Image editing experiments are preliminary (15K data, 4-NFE) and insufficiently explored.

vs. DMD/DMD2: DMD requires a fake score estimator and a frozen teacher (3× model memory); TwinFlow requires only a single model copy.
vs. sCM/MeanFlow: both are auxiliary-model-free methods, but at 20B full-parameter training, their 8-NFE GenEval is only ~0.5, far below TwinFlow's 1-NFE score of 0.85.
vs. SANA-Sprint: Sprint uses a GAN loss and a frozen teacher, which is infeasible at large model scale; TwinFlow removes the GAN loss while achieving 7–11 percentage points higher 1-NFE GenEval.
vs.
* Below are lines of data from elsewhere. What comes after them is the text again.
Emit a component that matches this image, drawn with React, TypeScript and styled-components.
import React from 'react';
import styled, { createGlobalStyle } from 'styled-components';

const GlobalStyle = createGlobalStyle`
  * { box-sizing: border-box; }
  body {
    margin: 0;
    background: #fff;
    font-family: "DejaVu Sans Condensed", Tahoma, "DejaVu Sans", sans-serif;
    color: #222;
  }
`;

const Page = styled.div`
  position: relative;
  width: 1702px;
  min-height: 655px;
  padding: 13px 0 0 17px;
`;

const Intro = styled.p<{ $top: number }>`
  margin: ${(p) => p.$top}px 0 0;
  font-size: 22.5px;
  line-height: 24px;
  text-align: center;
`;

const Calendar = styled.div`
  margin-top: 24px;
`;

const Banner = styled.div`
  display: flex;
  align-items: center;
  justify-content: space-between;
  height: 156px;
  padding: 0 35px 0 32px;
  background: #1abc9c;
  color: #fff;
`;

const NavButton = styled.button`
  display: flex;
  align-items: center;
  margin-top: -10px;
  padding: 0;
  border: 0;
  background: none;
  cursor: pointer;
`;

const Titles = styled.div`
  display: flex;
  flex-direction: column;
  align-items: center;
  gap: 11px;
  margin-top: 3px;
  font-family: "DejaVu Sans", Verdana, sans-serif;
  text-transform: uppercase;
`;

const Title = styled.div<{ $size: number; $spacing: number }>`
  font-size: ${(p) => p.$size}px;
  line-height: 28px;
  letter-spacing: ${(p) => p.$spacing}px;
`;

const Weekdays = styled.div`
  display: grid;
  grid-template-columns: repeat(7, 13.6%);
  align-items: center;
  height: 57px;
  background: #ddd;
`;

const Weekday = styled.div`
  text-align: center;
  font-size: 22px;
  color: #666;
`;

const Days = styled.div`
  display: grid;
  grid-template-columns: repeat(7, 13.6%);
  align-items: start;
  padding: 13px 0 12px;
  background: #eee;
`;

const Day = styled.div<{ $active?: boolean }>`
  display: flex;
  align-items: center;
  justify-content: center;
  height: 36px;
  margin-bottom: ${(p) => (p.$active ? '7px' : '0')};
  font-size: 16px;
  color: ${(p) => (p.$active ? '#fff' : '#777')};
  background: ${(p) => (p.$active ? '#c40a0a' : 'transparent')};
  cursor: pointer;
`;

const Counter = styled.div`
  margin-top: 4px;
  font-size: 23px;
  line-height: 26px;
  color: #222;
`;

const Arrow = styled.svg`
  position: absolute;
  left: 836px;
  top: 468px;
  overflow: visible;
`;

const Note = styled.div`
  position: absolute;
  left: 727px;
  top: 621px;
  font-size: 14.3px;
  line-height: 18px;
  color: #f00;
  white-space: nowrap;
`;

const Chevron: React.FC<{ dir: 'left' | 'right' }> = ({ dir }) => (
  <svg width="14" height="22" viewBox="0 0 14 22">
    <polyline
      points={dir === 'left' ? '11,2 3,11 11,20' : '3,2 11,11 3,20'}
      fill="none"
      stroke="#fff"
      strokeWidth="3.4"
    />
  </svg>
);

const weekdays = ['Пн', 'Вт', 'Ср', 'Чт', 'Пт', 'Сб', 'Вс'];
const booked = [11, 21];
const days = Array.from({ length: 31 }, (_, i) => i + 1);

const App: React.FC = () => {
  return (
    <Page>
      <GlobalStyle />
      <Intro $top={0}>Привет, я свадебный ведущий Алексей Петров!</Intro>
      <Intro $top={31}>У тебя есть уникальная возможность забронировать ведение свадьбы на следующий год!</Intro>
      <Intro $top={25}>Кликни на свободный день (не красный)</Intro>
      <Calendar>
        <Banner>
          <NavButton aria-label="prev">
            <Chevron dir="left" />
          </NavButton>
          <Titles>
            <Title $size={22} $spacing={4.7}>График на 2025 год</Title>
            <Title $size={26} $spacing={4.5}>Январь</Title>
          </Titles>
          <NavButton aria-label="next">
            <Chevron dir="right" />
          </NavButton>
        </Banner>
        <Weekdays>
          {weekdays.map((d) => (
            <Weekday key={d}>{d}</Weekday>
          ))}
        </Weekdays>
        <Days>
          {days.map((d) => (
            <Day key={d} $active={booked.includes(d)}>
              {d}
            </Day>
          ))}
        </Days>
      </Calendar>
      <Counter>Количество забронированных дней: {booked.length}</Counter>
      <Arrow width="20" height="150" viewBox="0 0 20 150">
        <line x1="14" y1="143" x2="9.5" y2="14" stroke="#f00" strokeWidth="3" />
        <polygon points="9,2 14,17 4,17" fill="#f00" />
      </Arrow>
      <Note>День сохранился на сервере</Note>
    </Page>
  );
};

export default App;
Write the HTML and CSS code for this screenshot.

Qwen-Image-Lightning: both target few-step generation at 20B scale, but Lightning exhibits severe mode collapse, while TwinFlow does not.

Rating¶

Novelty: ⭐⭐⭐⭐ The derivation of twin trajectories and velocity matching rectification is mathematically elegant, though the core intuition (using the model's own multi-step outputs as a teaching signal) is not particularly complex.
Experimental Thoroughness: ⭐⭐⭐⭐⭐ Covers scales from 0.6B to 20B, LoRA to full-parameter training, 3 benchmarks, detailed ablations, and comparisons against 7 baselines.
Writing Quality: ⭐⭐⭐⭐ Clear structure, complete mathematical derivations, and rich tables.
Value: ⭐⭐⭐⭐⭐ First demonstration of high-quality 1-step generation at the 20B scale, with direct and significant practical impact on large model inference costs.